Without observability, you find out your pipeline broke from the people who depend on it — an executive, a customer, a downstream team. By then the bad data has spread, trust is dented, and you're debugging under pressure with no clues. Good observability flips this: you notice first, you have the breadcrumbs to find the cause fast, and most incidents become non-events. The investment is small; the alternative is firefighting forever.
The three pillars: logs, metrics, traces
Observability is conventionally built from three kinds of signal. They overlap, but each answers a different question, and a healthy system emits all three.
| Pillar | What it is | Best at answering | Watch out for |
|---|---|---|---|
| Logs | Timestamped records of discrete events — one line per thing that happened. | "What exactly went wrong, and in what order?" The detail you read during an incident. | Volume and noise. Unstructured logs are hard to search. |
| Metrics | Numbers measured over time — run duration, row counts, error rate, cost. | "Is this normal? Is it getting worse?" Trends, thresholds, alerts. | They tell you that something changed, rarely why. |
| Traces | The path of a single request or run as it hops across services, with timing at each hop. | "Which step is slow / where did this fail?" in a multi-service system. | Heavier to set up; most valuable once you have several services. |
Metrics are the dashboard gauges of your car — speed, fuel, temperature, always on. Logs are the maintenance journal — a detailed record you read when a gauge looks wrong. Traces are following one trip end to end to see where the delay was. You watch metrics constantly, reach for logs when one looks off, and pull a trace when the problem spans many parts.

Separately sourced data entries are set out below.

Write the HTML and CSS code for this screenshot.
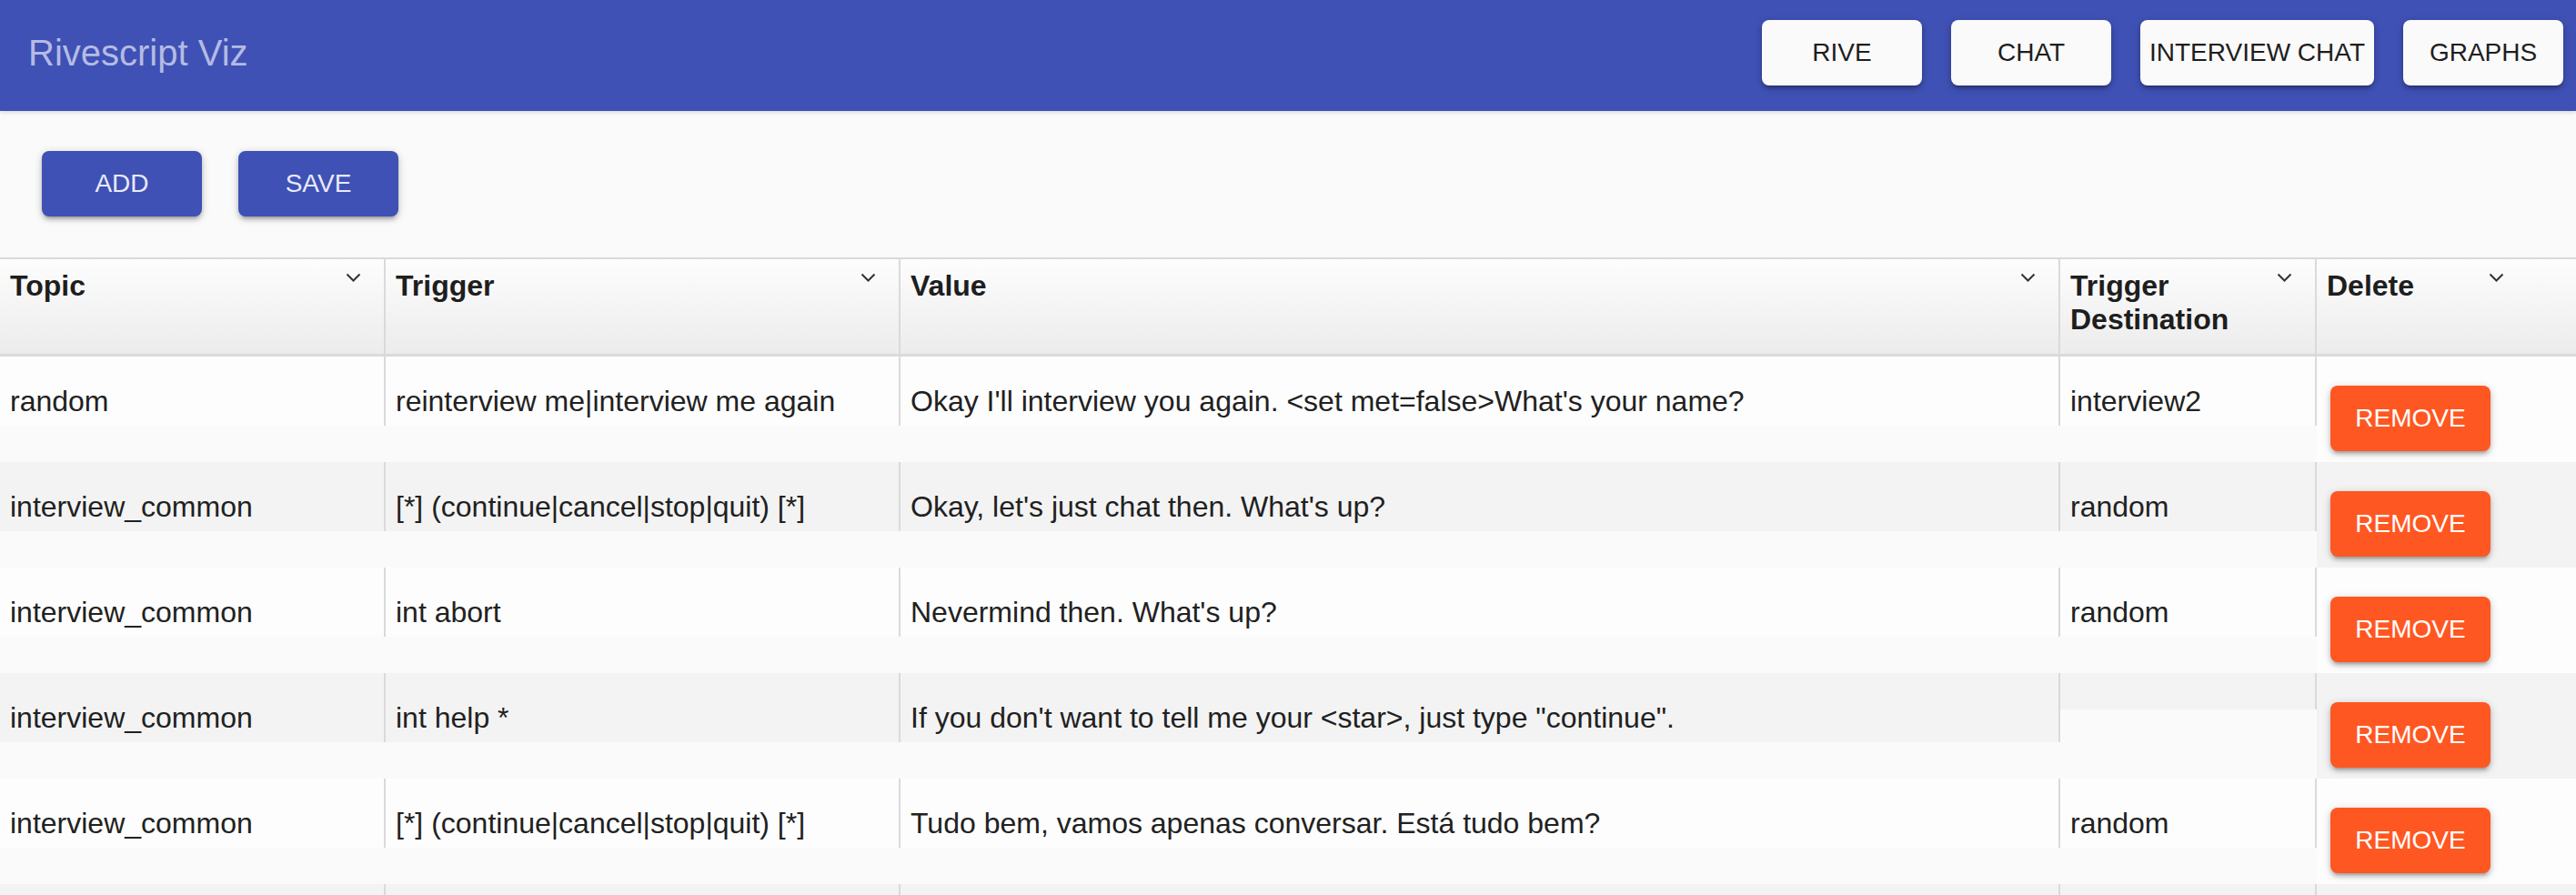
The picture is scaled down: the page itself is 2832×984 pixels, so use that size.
FILE: index.html
```html
<!DOCTYPE html>
<html lang="en">
<head>
<meta charset="utf-8">
<title>Rivescript Viz</title>
<link rel="stylesheet" href="styles.css">
</head>
<body>
<header class="appbar">
  <div class="title">Rivescript Viz</div>
  <nav class="nav">
    <button class="btn btn-light">RIVE</button>
    <button class="btn btn-light">CHAT</button>
    <button class="btn btn-light">INTERVIEW CHAT</button>
    <button class="btn btn-light">GRAPHS</button>
  </nav>
</header>

<div class="toolbar">
  <button class="btn btn-primary">ADD</button>
  <button class="btn btn-primary">SAVE</button>
</div>

<div class="grid">
  <div class="row head">
    <div class="hcell"><span>Topic</span><svg class="chev" viewBox="0 0 17 11"><polyline points="1.5,1.5 8.5,8.5 15.5,1.5"/></svg></div>
    <div class="hcell"><span>Trigger</span><svg class="chev" viewBox="0 0 17 11"><polyline points="1.5,1.5 8.5,8.5 15.5,1.5"/></svg></div>
    <div class="hcell"><span>Value</span><svg class="chev" viewBox="0 0 17 11"><polyline points="1.5,1.5 8.5,8.5 15.5,1.5"/></svg></div>
    <div class="hcell"><span>Trigger Destination</span><svg class="chev" viewBox="0 0 17 11"><polyline points="1.5,1.5 8.5,8.5 15.5,1.5"/></svg></div>
    <div class="hcell hcell-last"><span>Delete</span><svg class="chev" viewBox="0 0 17 11"><polyline points="1.5,1.5 8.5,8.5 15.5,1.5"/></svg></div>
  </div>

  <div class="row odd">
    <div class="cell">random</div>
    <div class="cell">reinterview me|interview me again</div>
    <div class="cell">Okay I'll interview you again. &lt;set met=false&gt;What's your name?</div>
    <div class="cell">interview2</div>
    <div class="dcell"><button class="btn btn-danger">REMOVE</button></div>
  </div>

  <div class="row even">
    <div class="cell">interview_common</div>
    <div class="cell">[*] (continue|cancel|stop|quit) [*]</div>
    <div class="cell">Okay, let's just chat then. What's up?</div>
    <div class="cell">random</div>
    <div class="dcell"><button class="btn btn-danger">REMOVE</button></div>
  </div>

  <div class="row odd">
    <div class="cell">interview_common</div>
    <div class="cell">int abort</div>
    <div class="cell">Nevermind then. What's up?</div>
    <div class="cell">random</div>
    <div class="dcell"><button class="btn btn-danger">REMOVE</button></div>
  </div>

  <div class="row even">
    <div class="cell">interview_common</div>
    <div class="cell">int help *</div>
    <div class="cell">If you don't want to tell me your &lt;star&gt;, just type "continue".</div>
    <div class="cell"></div>
    <div class="dcell"><button class="btn btn-danger">REMOVE</button></div>
  </div>

  <div class="row odd">
    <div class="cell">interview_common</div>
    <div class="cell">[*] (continue|cancel|stop|quit) [*]</div>
    <div class="cell">Tudo bem, vamos apenas conversar. Está tudo bem?</div>
    <div class="cell">random</div>
    <div class="dcell"><button class="btn btn-danger">REMOVE</button></div>
  </div>

  <div class="row even">
    <div class="cell"></div>
    <div class="cell"></div>
    <div class="cell"></div>
    <div class="cell"></div>
    <div class="dcell"></div>
  </div>
</div>
</body>
</html>
```

FILE: styles.css
```css
* { box-sizing: border-box; }

html, body {
  margin: 0;
  padding: 0;
  background: #fafafa;
  font-family: "Liberation Sans", Arial, Helvetica, sans-serif;
  color: #212121;
}

.appbar {
  height: 122px;
  background: #3f51b5;
  display: flex;
  align-items: center;
  justify-content: space-between;
  padding: 0 14px 6px 31px;
  box-shadow: 0 2px 4px rgba(0,0,0,0.12);
  position: relative;
  z-index: 1;
}

.title {
  font-size: 40px;
  line-height: 46px;
  color: #b4bbe3;
  font-weight: 400;
}

.nav {
  display: flex;
  gap: 32px;
}

.btn {
  font-family: "Liberation Sans", Arial, Helvetica, sans-serif;
  font-size: 28px;
  font-weight: 400;
  height: 72px;
  min-width: 176px;
  padding: 0 10px;
  border: none;
  border-radius: 8px;
  cursor: pointer;
  box-shadow: 0 2px 10px rgba(0,0,0,0.2), 0 4px 4px rgba(0,0,0,0.14), 0 6px 2px -4px rgba(0,0,0,0.12);
}

.btn-light {
  background: #fafafa;
  color: #1e1e1e;
}

.btn-primary {
  background: #3f51b5;
  color: #e8eaf6;
}

.btn-danger {
  background: #ff5722;
  color: #fff;
}

.toolbar {
  display: flex;
  gap: 40px;
  padding: 44px 46px 45px;
}

.grid {
  width: 100%;
}

.row {
  display: grid;
  grid-template-columns: 424px 566px 1275px 282px 1fr;
  align-items: start;
}

.head {
  align-items: stretch;
  border-top: 2px solid #dadada;
  border-bottom: 3px solid #dadada;
  height: 109px;
  background: linear-gradient(#fdfdfd, #ececec);
}

.hcell {
  display: flex;
  justify-content: space-between;
  align-items: flex-start;
  gap: 10px;
  padding: 11px 25px 0 11px;
  border-right: 2px solid #dadada;
  font-weight: 700;
  font-size: 32px;
  line-height: 37px;
  color: #1e1e1e;
}

.hcell-last {
  border-right: none;
  padding-right: 79px;
}

.chev {
  flex: none;
  width: 17px;
  height: 11px;
  margin-top: 4px;
  fill: none;
  stroke: #333;
  stroke-width: 2;
}

.cell {
  padding: 31px 11px 9px;
  font-size: 32px;
  line-height: 36px;
  min-height: 76px;
  border-right: 2px solid #dadada;
  white-space: nowrap;
}

.cell:empty {
  min-height: 40px;
}

.dcell {
  height: 116px;
  padding: 32px 0 12px 15px;
}

.odd .cell, .odd .dcell { background: #fdfdfd; }
.even .cell, .even .dcell { background: #f3f3f3; }
```
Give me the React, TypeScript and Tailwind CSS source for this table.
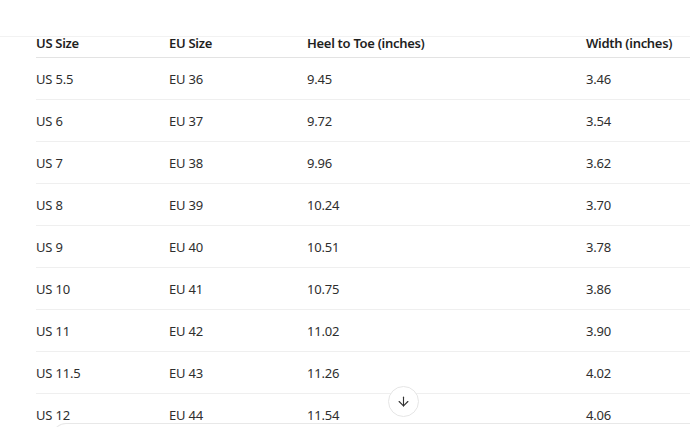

Data observability — a special case that matters
Here's the twist that's unique to our field. In ordinary software, "healthy" usually means "the service is up and responding." For a data platform, the code can run perfectly, exit zero, log no errors — and still produce wrong data. The job succeeded; the output is garbage. Generic observability won't catch that, because nothing technically failed.
Data observability (you met the idea back in Course 4, Ch.11 on data quality) extends monitoring from "is the code running?" to "is the data correct and on time?". It watches the data itself across four dimensions:
| Dimension | The question it asks | What a problem looks like |
|---|---|---|
| Freshness | Is the data up to date? | The table's newest row is from 9 hours ago; the upstream feed stopped. |
| Volume | Did the expected amount of data arrive? | A table that usually gains ~50k rows/day gained 12 — a partial load. |
| Schema | Did the structure change unexpectedly? | A source renamed customer_id to cust_id; joins silently break. |
| Lineage | What's upstream and downstream of this? | One source breaks — which dashboards and models are now affected? |
Dedicated platforms (Monte Carlo and Bigeye are well-known examples) automate this: they profile your tables, learn what "normal" freshness and volume look like, and alert when reality drifts — often before any human notices. You don't need a vendor to start, though. dbt tests, freshness checks, and Dagster asset checks already give you a solid first layer; a managed tool simply scales it across hundreds of tables.
A web service that returns the wrong answer usually throws an error somewhere. A pipeline that loads the wrong numbers throws nothing — it just quietly poisons every report downstream. That silence is exactly why data platforms need observability aimed at the data, not only the process.
Alerting: turning signals into action
Signals are useless if nobody acts on them. An alert is a signal that crosses a threshold and reaches a human (or another system) to do something about it. The art is entirely in restraint.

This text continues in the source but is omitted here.